Sabe que eu tenho feito essa pergunta a mim mesmo. O que é que levará a Câmara de Évora e o responsável da Turismo do Alentejo a prosseguir neste caminho? A Câmara Municipal de Évora diz que entra nisto porque a Turismo do Alentejo lho propôs. A ERT diz que foi a Câmara que iniciou a abordagem com vista a uma solução para acolher a colecção de Paulo Parra. Não sei quem é que começou, quem está a falar verdade. O que é facto é que o presidente da Turismo do Alentejo, nas suas várias intervenções públicas, tem posto uma tónica grande em tudo aquilo que é regional, na nossa matriz cultural, na nossa identidade.

Mas neste caso?
Neste caso concreto, a sua actuação é totalmente ao arrepio do que diz no contexto de outras marcas de identidade cultural. Se há alguma questão de natureza política ou pessoal por parte destas entidades não sei. Na Perpetuar Tradições, as pessoas que estão envolvidas são de espectros políticos vários e aquilo que nos move são razões de verdadeira cidadania pelo que a nossa posição não é político-partidária. É uma posição política, e ainda bem que é porque representa aquilo que de mais nobre existe na política, o assumir de posições em defesa daquilo em que acreditamos.

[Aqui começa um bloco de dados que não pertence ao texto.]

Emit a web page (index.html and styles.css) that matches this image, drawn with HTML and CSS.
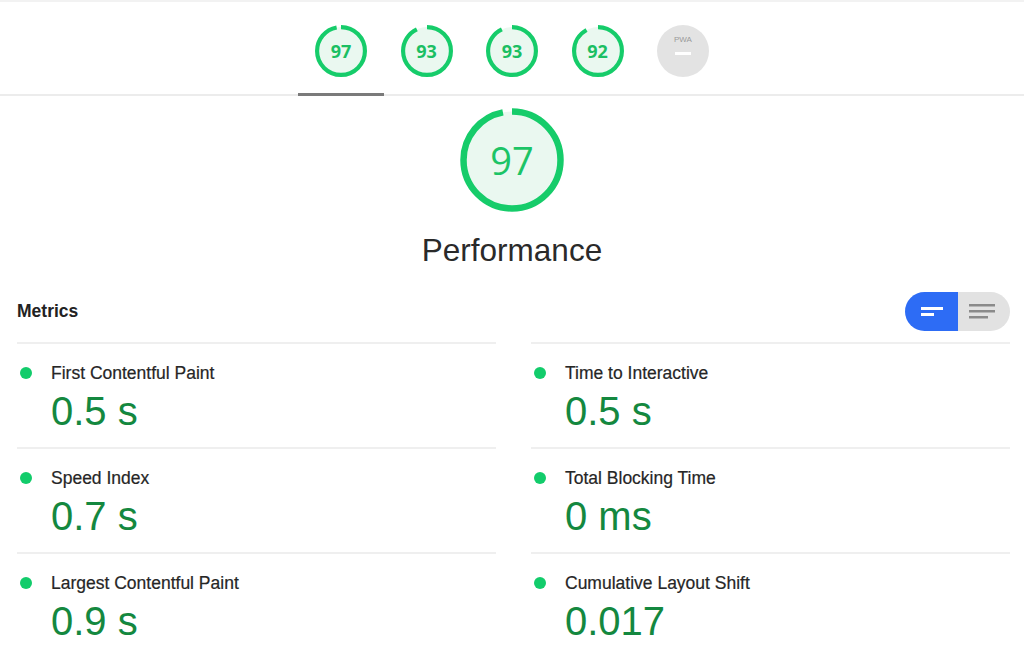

A associação não está contra um Museu do Design?
Exacto. Apenas achamos que não é compatível coexistir o Museu do Artesanato com o do Design industrial. Em primeiro lugar pelas características do espaço, que de si já é exíguo e não podia ser considerado museu por não poder cumprir todas as alíneas que o Instituo Português de Museus exigia para que fosse considerado como tal. Depois porque esta mistura não faz sentido.

Como assim?
O Museu do Artesanato foi pensado para salvaguarda e divulgação da memória colectiva dos alentejanos traduzida na sua arte popular. Não é para ser misturável nem minimizada face a uma colecção de design industrial oriunda de um conceito de globalização e de fabricação que tem toda a sua dignidade e que, com vantagens até para própria colecção, poderia ser instalada num outro sítio. Indicámos sugestões às pessoa que defendem essa mistura, nomeadamente nos armazéns da Palmeira, que a actual Câmara sempre deixou ao abandono inviabilizando o Museu de Arte Contemporânea de Évora, áreas no edifício dos Leões onde há um curso de design e onde o próprio Museu teria todo o sentido existir.

Não é por falta de espaço que não se equaciona outra solução?
Não, não é por falta de espaço alternativos. Em todo o caso, compreendo que é mais fácil pôr os ovos onde já existe um ninho. Está ali um espaço que foi construído com verbas públicas, tem um acervo público, está no centro da cidade … e depois logo se tenta arranjar maneira de dizer que a pedra lascada também é design e ligar aquilo tudo com o artesanato, com o que não pode ser justificável. Além disto, há frases e justificações para esta coexistência que são megalómanas e ridículas como a de Évora se poder transformar numa capital do design e entrar no grande roteiro das cidades mundiais do design.

Como analisa o papel da Câmara de Évora em todo este processo?
O actual mandato tem muito poucas obras que se possam ver. A concretizar-se, o Museu do Design seria algo mais que se apresentava como realização mas mesmo assim seria um insucesso. A Câmara tem uma posição de teimosia em todo este processo. Tem havido pouca sensibilidade e conhecimento daquilo que é o artesanato e a arte popular em termos de conceitos e identificação. Quando a vereadora do pelouro diz que as peças do Museu do Artesanato se podem encontrar em qualquer loja da cidade penso que mostra a pouca sensibilidade sobre o acervo que ali está e mostra desconhecimento sobre todo o seu trajecto desde os anos 60 e todo o esforço das gerações que estiveram na sua origem.

Falou em teimosia?
Estabeleceu-se um braço de ferro, a partir da Câmara, entre quem defende aquele projecto, o coleccionador que quer ver a sua colecção valorizada num espaço central da cidade, e as personalidades de mérito reconhecido que compõem a Comissão Municipal de Arte, Arqueologia e Património. A comissão pronunciou-se contra este projecto. E a Câmara de Évora ignora esta posição? A própria ministra da Cultura afirmou em documento escrito que o Museu do Artesanato tem validade para continuar e ser reforçado e o seu parecer é negativo relativamente à mistura que se pretende fazer entre arte popular com design.

Entretanto, o Museu do Artesanato está fechado. E o do Design não abriu.
Já foram realizadas obras no edifício, não se sabe quais, que estão na área de protecção do Igreja de São Francisco. Foram efectuadas obras que não foram dadas a conhecer à Direcção Regional do Ministério da Cultura. A Primavera já lá vai e o museu ainda não está aberto, com tudo o que isso implica de prejuízo para a cidade numa altura em que o fluxo de turistas é crescente. Considero que se houver bom senso o Museu do Design não irá abrir portas e a via do diálogo deve ser privilegiada, sendo que a mistura da colecção de design com o artesanato e a arte popular, naquele espaço, é inegociável para a Perpetuar Tradições.